FAQ: get_historical_features vs. run

Feature Views expose get_historical_features and run methods.

Method: get_historical_features​

get_historical_features should be used to compute or retrieve pre-computed offline feature data. This method will always produce accurate feature values for a requested time range or spine. get_historical_features will selectively retrieve pre-computed features from the offline store or compute them from raw event data depending on whether offline materialization is enabled. This can be explicitly overridden using from_source=True.

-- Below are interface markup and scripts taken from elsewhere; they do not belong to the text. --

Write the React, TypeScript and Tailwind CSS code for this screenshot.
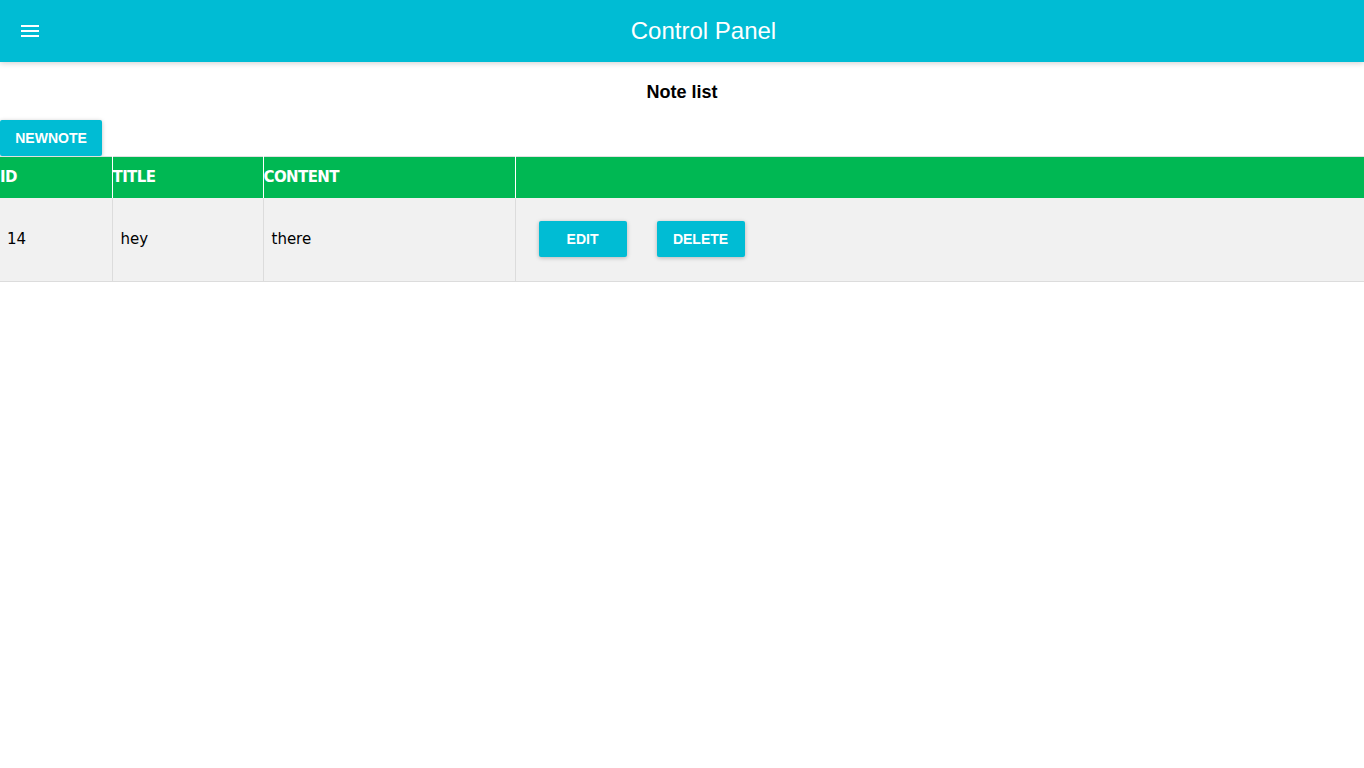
import React from "react";

export default function App() {
  const btn =
    "bg-[#00BCD4] text-white font-bold text-[14px] rounded-[2px] shadow-[0_1px_4px_rgba(0,0,0,0.25)] flex items-center justify-center";
  return (
    <div className="min-h-[768px] bg-white" style={{ fontFamily: '"Liberation Sans", Arial, sans-serif' }}>
      <header className="h-[62px] bg-[#00BCD4] flex items-center shadow-[0_1px_6px_rgba(0,0,0,0.2)] relative z-10">
        <div className="w-[64px] pl-[21px] flex flex-col gap-[3px]">
          <span className="block w-[18px] h-[2px] bg-white" />
          <span className="block w-[18px] h-[2px] bg-white" />
          <span className="block w-[18px] h-[2px] bg-white" />
        </div>
        <h1 className="flex-1 text-center text-white text-[24px] pr-[21px] leading-none">Control Panel</h1>
      </header>
      <h2 className="text-center font-bold text-[18px] text-black mt-[20px] leading-[21px]">Note list</h2>
      <button className={`${btn} w-[102px] h-[36px] mt-[17px]`}>NEWNOTE</button>
      <table
        className="w-full border-collapse border-t border-[#e0e0e0]"
        style={{ fontFamily: '"DejaVu Sans", Verdana, sans-serif' }}
      >
        <thead>
          <tr className="bg-[#00B853] text-white h-[41px] text-left">
            <th className="w-[112px] p-0 text-[15px] font-bold tracking-[-0.6px] border-r border-white">ID</th>
            <th className="w-[151px] p-0 text-[15px] font-bold tracking-[-0.6px] border-r border-white">TITLE</th>
            <th className="w-[252px] p-0 text-[15px] font-bold tracking-[-0.6px] border-r border-white">CONTENT</th>
            <th className="p-0"></th>
          </tr>
        </thead>
        <tbody>
          <tr className="bg-[#F1F1F1] h-[84px] border-b border-[#dcdcdc] text-[15px] text-black">
            <td className="pl-[7px] border-r border-[#dcdcdc]">14</td>
            <td className="pl-[8px] border-r border-[#dcdcdc]">hey</td>
            <td className="pl-[8px] border-r border-[#dcdcdc]">there</td>
            <td className="pl-[23px]" style={{ fontFamily: '"Liberation Sans", Arial, sans-serif' }}>
              <div className="flex gap-[30px]">
                <button className={`${btn} w-[88px] h-[36px]`}>EDIT</button>
                <button className={`${btn} w-[88px] h-[36px]`}>DELETE</button>
              </div>
            </td>
          </tr>
        </tbody>
      </table>
    </div>
  );
}
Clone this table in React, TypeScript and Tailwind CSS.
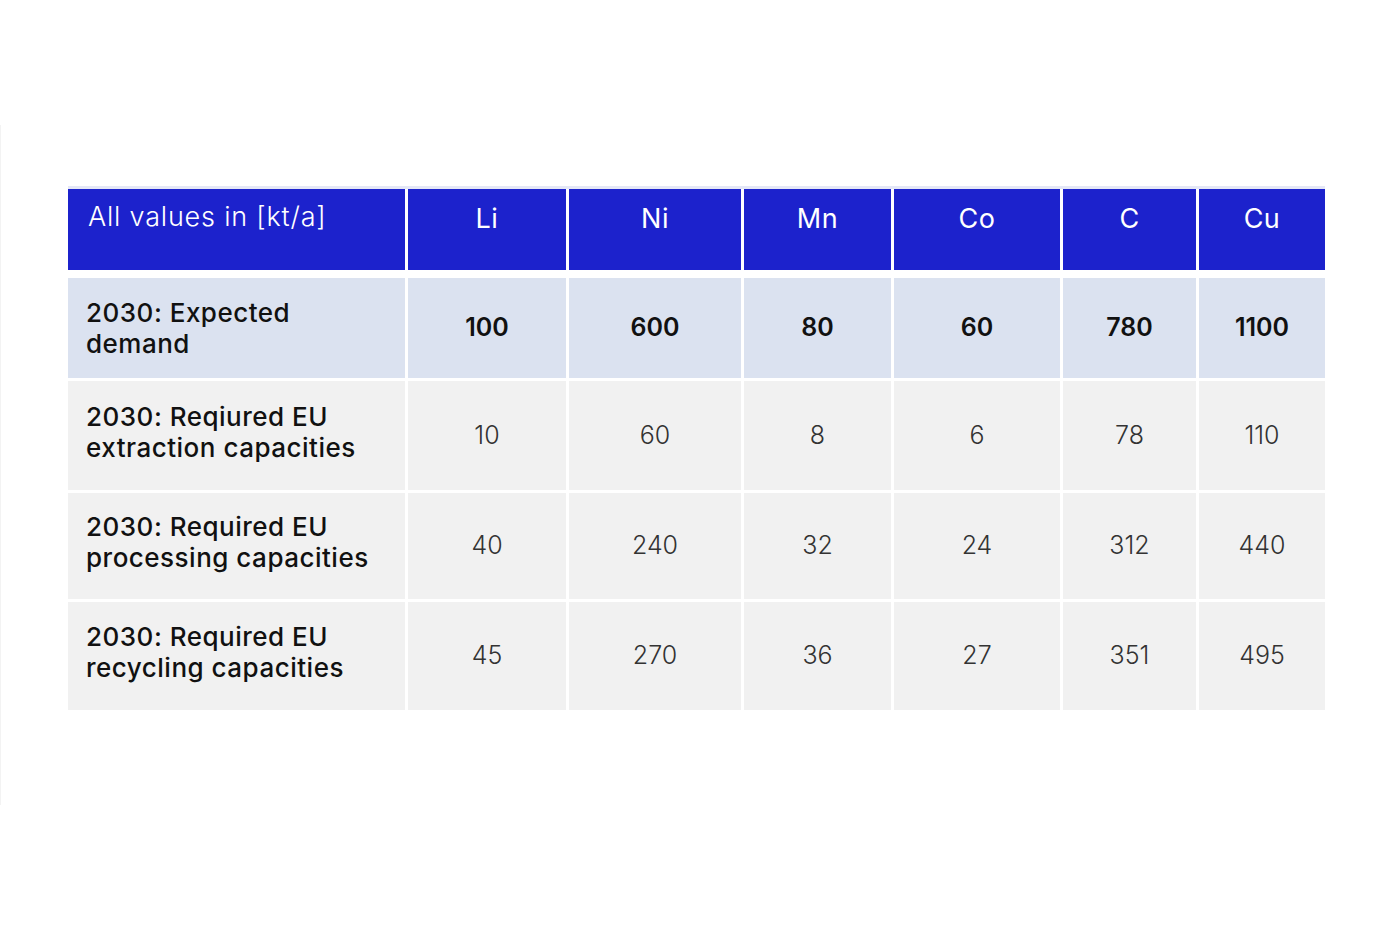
import React from "react";

const cols = ["Li", "Ni", "Mn", "Co", "C", "Cu"];
const rows: { label: string[]; values: string[]; demand?: boolean; h: string }[] = [
  { label: ["2030: Expected", "demand"], values: ["100", "600", "80", "60", "780", "1100"], demand: true, h: "h-[100px]" },
  { label: ["2030: Reqiured EU", "extraction capacities"], values: ["10", "60", "8", "6", "78", "110"], h: "h-[109px]" },
  { label: ["2030: Required EU", "processing capacities"], values: ["40", "240", "32", "24", "312", "440"], h: "h-[106px]" },
  { label: ["2030: Required EU", "recycling capacities"], values: ["45", "270", "36", "27", "351", "495"], h: "h-[108px]" },
];

const grid = "grid grid-cols-[337px_158px_172px_147px_166px_133px_126px] gap-x-[3px]";

export default function App() {
  return (
    <div className="w-[1400px] h-[933px] bg-white relative" style={{ fontFamily: "Inter, 'Open Sans', sans-serif" }}>
      <div className="absolute left-0 top-[125px] h-[680px] w-px bg-[#f3f3f3]" />
      <div className="pt-[186px] pl-[68px]">
        <div className="w-[1257px] border-t-[3px] border-[#e4e7f6]">
          <div className={`${grid} h-[81px]`}>
            <div className="bg-[#1c22cc] text-white text-[27px] font-light pl-[20px] pt-[8px] tracking-[0.8px]">All values in [kt/a]</div>
            {cols.map((c) => (
              <div key={c} className="bg-[#1c22cc] text-white text-[27px] font-normal text-center pt-[10px] tracking-[0.5px]">{c}</div>
            ))}
          </div>
          <div className="flex flex-col gap-y-[3px] mt-[8px]">
            {rows.map((r, i) => (
              <div key={i} className={`${grid} ${r.h}`}>
                <div className={`${r.demand ? "bg-[#dbe2f0]" : "bg-[#f1f1f1] pb-[8px]"} flex flex-col justify-center pl-[18px] text-[26px] leading-[31px] font-medium text-[#111] tracking-[0.5px]`}>
                  <span>{r.label[0]}</span>
                  <span>{r.label[1]}</span>
                </div>
                {r.values.map((v, j) => (
                  <div
                    key={j}
                    className={`${r.demand ? "bg-[#dbe2f0] font-semibold text-[#111]" : "bg-[#f1f1f1] font-light text-[#333]"} flex items-center justify-center text-[25px]`}
                  >
                    {v}
                  </div>
                ))}
              </div>
            ))}
          </div>
        </div>
      </div>
    </div>
  );
}
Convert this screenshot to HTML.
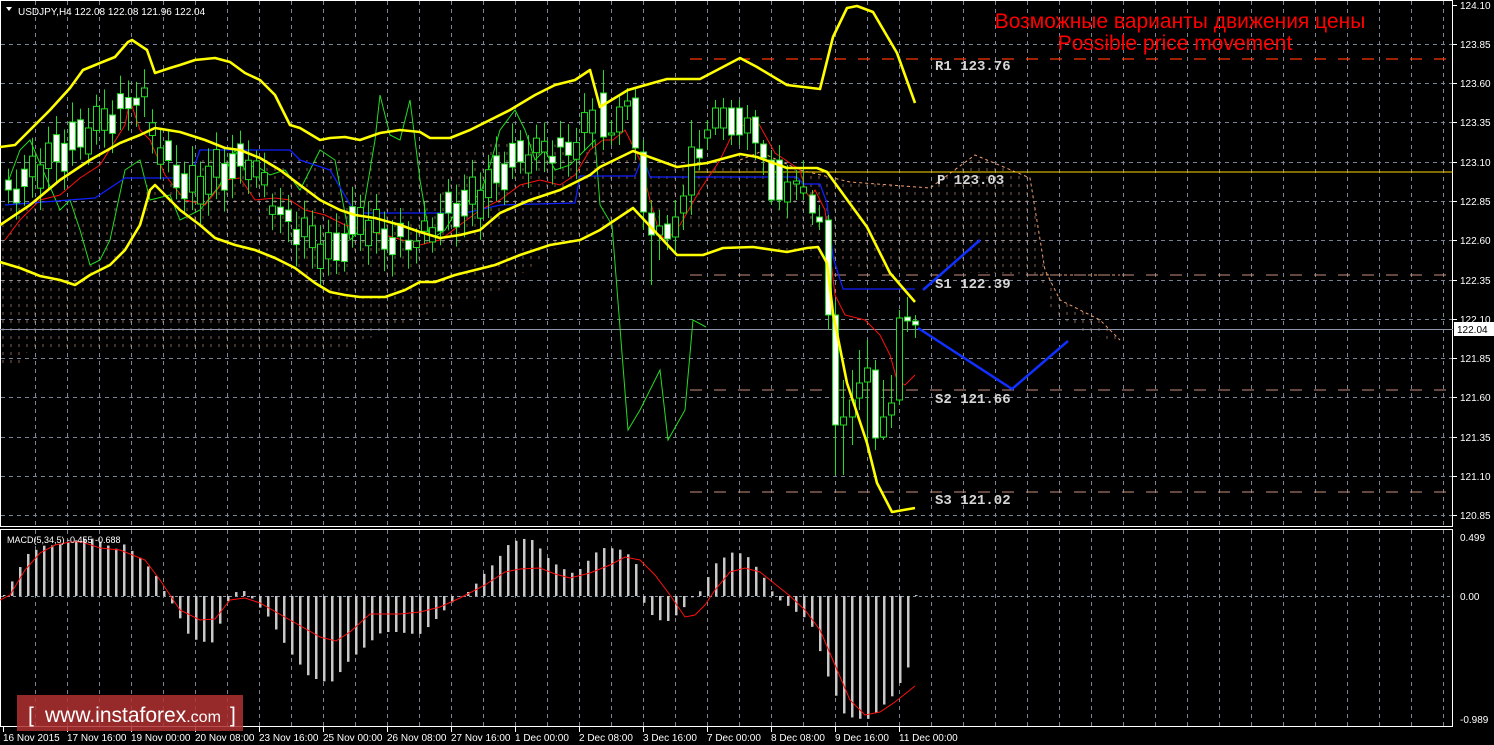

get_historical_features can be used for the following workflows:

  1. Generating historical training data using get_historical_features(spine=training_events), where training_events is a dataframe including historical timestamps for specific entities. This produces feature values as of a particular time for each requested entity, which can be used for model training.
  2. Generating batch inference data using get_historical_features(spine=inference_join_keys) where inference_join_keys is a dataframe including entities and the current timestamp, which produces the most recent feature data for requested entities.
  3. Inspecting offline data for a time range using get_historical_features(start_time=t1, end_time=t2).

Method: run​

run should only be used when interactively testing or debugging a Feature View. run quite literally runs a Feature View transformation. run is based on raw event data, but also provides the option to specify mocked data sources.

caution

Do not use run to generate training data since it is not guaranteed to produce accurate feature values.

tip

test_run is nearly identical to run, but is intended for use in unit testing since it explicitly requires mocked data sources, a local spark session, and does not make any network requests. Most of this document will focus on run, but the concepts extend to test_run.

🔑 Key Concept: get_historical_features one-to-many relationship with run​

Here’s another way of considering the differences between the two methods: in order to materialize offline data for a Feature Views, the Feature View pipeline is run on a scheduled interval (based on batch_schedule or aggregation_interval) in a materialization job. run mimics the query that would be run for a single materialization job for some time range. This is why run requires a start_time and end_time, which should be aligned to 1 scheduled interval (the SDK will emit warnings if a specified time range does not align with 1 scheduled interval).

Finally, using the results of multiple runs, training data produced byget_historical_features is based on one or more materialization job runs.